● **The problem**
Please quote exactly the lines below from the line containing "What React, TypeScript" to the line containing "type LedColor = 'grey' | 'red' | 'green';", both lines included, and nothing else.

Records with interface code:
·····

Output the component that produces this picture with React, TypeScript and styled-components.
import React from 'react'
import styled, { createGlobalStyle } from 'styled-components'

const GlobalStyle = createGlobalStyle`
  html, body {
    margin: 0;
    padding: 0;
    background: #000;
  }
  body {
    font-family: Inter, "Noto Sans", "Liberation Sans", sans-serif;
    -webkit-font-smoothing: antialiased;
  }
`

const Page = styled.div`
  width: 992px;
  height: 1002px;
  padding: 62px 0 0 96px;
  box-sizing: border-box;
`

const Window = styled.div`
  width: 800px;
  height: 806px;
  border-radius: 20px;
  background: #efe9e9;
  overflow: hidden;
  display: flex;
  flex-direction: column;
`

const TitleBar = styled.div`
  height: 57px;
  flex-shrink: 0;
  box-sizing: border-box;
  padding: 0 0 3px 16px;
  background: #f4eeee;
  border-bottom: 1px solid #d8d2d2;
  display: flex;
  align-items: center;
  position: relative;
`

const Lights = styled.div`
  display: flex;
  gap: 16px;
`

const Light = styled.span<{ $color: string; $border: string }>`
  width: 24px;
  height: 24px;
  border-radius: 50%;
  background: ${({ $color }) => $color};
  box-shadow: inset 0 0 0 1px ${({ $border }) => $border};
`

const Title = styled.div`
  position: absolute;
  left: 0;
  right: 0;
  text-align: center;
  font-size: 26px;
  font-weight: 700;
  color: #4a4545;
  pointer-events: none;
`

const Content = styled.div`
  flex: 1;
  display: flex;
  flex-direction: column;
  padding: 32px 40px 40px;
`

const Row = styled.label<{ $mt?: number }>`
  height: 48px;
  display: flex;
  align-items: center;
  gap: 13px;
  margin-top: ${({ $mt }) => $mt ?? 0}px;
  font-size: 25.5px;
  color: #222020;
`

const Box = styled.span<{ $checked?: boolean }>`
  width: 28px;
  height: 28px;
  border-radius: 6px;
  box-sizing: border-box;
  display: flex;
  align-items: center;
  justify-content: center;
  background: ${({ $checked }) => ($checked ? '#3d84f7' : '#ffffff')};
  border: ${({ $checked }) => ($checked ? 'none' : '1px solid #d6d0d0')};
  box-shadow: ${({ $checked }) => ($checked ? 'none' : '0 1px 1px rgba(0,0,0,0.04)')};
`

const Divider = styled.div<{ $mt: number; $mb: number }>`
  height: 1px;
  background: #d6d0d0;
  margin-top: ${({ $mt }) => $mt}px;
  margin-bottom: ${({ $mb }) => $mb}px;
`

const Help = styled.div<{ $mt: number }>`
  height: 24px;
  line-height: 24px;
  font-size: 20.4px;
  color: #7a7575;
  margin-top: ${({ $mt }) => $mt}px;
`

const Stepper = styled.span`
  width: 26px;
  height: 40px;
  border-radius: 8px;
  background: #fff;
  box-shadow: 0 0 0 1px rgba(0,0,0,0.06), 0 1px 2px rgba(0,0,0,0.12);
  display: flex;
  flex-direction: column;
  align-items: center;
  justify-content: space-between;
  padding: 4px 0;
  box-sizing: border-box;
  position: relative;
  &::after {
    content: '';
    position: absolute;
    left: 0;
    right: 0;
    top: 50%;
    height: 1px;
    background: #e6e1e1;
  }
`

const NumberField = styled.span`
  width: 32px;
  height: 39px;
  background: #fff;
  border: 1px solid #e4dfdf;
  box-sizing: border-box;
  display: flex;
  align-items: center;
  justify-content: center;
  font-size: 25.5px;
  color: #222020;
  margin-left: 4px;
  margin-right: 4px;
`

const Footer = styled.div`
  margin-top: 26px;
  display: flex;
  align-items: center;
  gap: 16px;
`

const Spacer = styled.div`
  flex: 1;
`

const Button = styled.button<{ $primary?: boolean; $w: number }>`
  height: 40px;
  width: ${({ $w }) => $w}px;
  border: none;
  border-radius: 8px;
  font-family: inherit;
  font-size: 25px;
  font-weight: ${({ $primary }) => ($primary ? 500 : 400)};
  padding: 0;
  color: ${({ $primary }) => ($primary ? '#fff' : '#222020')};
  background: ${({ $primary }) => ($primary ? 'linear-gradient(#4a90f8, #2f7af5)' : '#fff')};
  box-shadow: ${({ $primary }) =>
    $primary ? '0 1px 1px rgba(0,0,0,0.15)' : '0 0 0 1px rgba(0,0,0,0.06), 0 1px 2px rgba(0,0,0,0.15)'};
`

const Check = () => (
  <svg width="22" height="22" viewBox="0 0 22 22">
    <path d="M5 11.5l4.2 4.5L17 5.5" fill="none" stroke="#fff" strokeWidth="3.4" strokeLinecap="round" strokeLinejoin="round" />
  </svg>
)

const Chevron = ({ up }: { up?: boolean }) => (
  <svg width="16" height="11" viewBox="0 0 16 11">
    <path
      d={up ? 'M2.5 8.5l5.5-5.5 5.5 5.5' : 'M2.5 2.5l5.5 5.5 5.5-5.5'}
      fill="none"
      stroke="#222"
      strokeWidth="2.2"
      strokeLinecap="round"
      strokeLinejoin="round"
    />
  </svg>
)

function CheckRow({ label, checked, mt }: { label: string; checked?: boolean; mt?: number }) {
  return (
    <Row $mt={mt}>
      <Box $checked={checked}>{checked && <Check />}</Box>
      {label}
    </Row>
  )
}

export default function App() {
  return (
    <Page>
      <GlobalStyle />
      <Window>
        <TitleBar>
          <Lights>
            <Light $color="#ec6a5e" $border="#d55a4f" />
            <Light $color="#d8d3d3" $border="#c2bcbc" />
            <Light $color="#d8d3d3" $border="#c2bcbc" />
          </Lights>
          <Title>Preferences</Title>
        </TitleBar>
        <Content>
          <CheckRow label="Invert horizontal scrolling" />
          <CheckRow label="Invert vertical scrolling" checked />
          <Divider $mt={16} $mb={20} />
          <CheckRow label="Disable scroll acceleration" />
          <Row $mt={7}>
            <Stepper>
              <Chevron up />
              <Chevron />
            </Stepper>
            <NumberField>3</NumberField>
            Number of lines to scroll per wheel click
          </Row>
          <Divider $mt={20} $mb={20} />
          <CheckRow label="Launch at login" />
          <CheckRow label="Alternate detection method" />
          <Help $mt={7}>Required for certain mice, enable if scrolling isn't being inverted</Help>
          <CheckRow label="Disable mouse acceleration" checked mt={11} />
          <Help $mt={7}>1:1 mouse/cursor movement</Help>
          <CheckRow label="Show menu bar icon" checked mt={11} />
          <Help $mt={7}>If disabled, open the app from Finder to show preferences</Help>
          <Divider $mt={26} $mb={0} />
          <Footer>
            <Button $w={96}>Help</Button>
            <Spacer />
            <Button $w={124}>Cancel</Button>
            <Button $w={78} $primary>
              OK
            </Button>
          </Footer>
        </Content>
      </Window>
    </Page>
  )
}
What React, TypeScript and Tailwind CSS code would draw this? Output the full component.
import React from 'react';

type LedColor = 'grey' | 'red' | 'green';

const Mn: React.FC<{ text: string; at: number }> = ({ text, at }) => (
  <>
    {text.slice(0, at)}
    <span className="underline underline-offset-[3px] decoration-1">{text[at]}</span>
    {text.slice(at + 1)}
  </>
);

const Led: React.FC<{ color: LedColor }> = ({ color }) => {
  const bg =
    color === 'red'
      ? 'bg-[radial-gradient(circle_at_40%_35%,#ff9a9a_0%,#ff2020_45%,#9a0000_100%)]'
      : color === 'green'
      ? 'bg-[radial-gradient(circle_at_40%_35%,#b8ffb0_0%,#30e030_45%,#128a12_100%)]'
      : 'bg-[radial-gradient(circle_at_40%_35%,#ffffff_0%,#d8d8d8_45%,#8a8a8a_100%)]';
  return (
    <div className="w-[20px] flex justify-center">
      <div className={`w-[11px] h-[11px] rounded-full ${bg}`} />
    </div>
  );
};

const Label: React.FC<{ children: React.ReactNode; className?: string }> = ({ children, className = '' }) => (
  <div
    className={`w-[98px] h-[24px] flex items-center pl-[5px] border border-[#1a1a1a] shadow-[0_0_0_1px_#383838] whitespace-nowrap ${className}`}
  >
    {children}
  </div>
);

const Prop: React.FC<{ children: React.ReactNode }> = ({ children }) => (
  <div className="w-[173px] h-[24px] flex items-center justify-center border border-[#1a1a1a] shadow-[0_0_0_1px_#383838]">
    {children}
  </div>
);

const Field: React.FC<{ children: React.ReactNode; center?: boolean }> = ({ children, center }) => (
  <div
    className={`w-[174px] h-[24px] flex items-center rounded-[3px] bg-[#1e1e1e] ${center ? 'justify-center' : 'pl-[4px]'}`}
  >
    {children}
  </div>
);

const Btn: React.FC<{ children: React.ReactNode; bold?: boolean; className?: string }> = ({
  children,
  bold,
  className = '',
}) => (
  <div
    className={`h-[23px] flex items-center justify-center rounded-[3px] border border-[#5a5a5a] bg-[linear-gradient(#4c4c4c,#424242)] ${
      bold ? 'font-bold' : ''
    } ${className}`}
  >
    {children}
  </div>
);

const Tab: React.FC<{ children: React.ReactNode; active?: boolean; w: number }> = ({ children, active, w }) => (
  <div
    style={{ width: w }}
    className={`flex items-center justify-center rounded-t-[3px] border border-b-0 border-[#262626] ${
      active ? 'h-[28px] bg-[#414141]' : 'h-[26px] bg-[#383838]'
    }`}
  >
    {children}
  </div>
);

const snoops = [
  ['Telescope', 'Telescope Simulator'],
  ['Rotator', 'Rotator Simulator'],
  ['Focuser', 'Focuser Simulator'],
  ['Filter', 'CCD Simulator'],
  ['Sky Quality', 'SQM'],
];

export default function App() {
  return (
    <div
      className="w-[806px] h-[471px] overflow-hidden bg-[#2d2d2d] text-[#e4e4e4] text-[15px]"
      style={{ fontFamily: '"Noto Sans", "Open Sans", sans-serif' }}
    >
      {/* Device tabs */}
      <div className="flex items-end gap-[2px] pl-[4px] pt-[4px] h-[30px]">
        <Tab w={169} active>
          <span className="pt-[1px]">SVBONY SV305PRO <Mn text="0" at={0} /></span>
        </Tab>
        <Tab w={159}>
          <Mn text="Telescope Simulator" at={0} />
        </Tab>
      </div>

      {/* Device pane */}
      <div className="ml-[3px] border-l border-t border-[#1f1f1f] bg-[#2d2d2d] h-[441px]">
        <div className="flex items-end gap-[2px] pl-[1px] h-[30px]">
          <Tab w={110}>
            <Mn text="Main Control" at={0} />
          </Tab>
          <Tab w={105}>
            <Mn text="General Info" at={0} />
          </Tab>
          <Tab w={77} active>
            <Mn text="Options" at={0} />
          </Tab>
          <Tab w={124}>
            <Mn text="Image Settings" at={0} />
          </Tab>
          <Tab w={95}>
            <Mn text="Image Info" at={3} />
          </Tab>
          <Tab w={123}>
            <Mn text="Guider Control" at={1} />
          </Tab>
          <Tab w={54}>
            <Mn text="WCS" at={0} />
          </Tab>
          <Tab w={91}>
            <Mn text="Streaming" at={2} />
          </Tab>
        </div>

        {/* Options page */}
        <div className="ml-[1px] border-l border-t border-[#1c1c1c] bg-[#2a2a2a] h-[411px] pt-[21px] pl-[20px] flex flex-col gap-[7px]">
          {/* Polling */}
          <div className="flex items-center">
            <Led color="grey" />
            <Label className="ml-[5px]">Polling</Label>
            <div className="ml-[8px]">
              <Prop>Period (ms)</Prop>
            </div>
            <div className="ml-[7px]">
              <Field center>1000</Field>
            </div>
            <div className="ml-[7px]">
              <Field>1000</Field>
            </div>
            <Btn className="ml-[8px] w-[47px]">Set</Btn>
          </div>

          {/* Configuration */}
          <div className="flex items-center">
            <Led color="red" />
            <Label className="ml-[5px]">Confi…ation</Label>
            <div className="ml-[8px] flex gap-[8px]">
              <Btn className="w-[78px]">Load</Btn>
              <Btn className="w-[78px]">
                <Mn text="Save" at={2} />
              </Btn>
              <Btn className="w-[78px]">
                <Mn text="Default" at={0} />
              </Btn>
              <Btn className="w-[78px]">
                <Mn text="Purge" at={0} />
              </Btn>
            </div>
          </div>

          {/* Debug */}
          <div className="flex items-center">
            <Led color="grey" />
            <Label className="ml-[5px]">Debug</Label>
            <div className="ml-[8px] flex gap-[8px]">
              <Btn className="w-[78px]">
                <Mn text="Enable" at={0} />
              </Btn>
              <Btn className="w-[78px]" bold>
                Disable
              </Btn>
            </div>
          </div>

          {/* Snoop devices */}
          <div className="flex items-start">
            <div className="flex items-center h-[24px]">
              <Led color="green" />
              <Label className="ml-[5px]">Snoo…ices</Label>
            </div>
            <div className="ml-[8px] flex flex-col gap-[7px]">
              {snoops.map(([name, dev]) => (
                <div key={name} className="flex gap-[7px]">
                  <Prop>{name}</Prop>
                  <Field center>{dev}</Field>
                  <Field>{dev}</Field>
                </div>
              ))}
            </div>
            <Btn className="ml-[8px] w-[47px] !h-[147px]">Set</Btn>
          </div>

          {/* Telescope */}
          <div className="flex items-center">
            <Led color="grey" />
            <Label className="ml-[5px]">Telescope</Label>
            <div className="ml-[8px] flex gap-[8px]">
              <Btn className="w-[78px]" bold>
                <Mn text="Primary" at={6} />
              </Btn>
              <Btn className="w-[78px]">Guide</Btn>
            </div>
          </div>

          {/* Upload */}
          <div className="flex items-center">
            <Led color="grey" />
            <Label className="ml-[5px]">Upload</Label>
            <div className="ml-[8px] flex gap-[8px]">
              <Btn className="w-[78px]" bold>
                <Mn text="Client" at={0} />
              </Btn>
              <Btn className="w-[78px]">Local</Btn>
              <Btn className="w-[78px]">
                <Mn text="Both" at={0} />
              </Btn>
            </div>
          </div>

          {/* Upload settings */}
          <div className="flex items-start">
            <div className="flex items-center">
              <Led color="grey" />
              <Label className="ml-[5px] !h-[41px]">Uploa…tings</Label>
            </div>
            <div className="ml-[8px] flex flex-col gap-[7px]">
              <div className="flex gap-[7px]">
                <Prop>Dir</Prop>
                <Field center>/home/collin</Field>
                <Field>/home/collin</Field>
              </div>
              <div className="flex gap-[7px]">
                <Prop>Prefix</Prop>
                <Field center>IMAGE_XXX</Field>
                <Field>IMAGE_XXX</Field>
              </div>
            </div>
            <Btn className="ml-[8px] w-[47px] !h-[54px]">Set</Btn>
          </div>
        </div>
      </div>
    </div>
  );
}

·····

● **Output for this task**
What React, TypeScript and Tailwind CSS code would draw this? Output the full component.
import React from 'react';

type LedColor = 'grey' | 'red' | 'green';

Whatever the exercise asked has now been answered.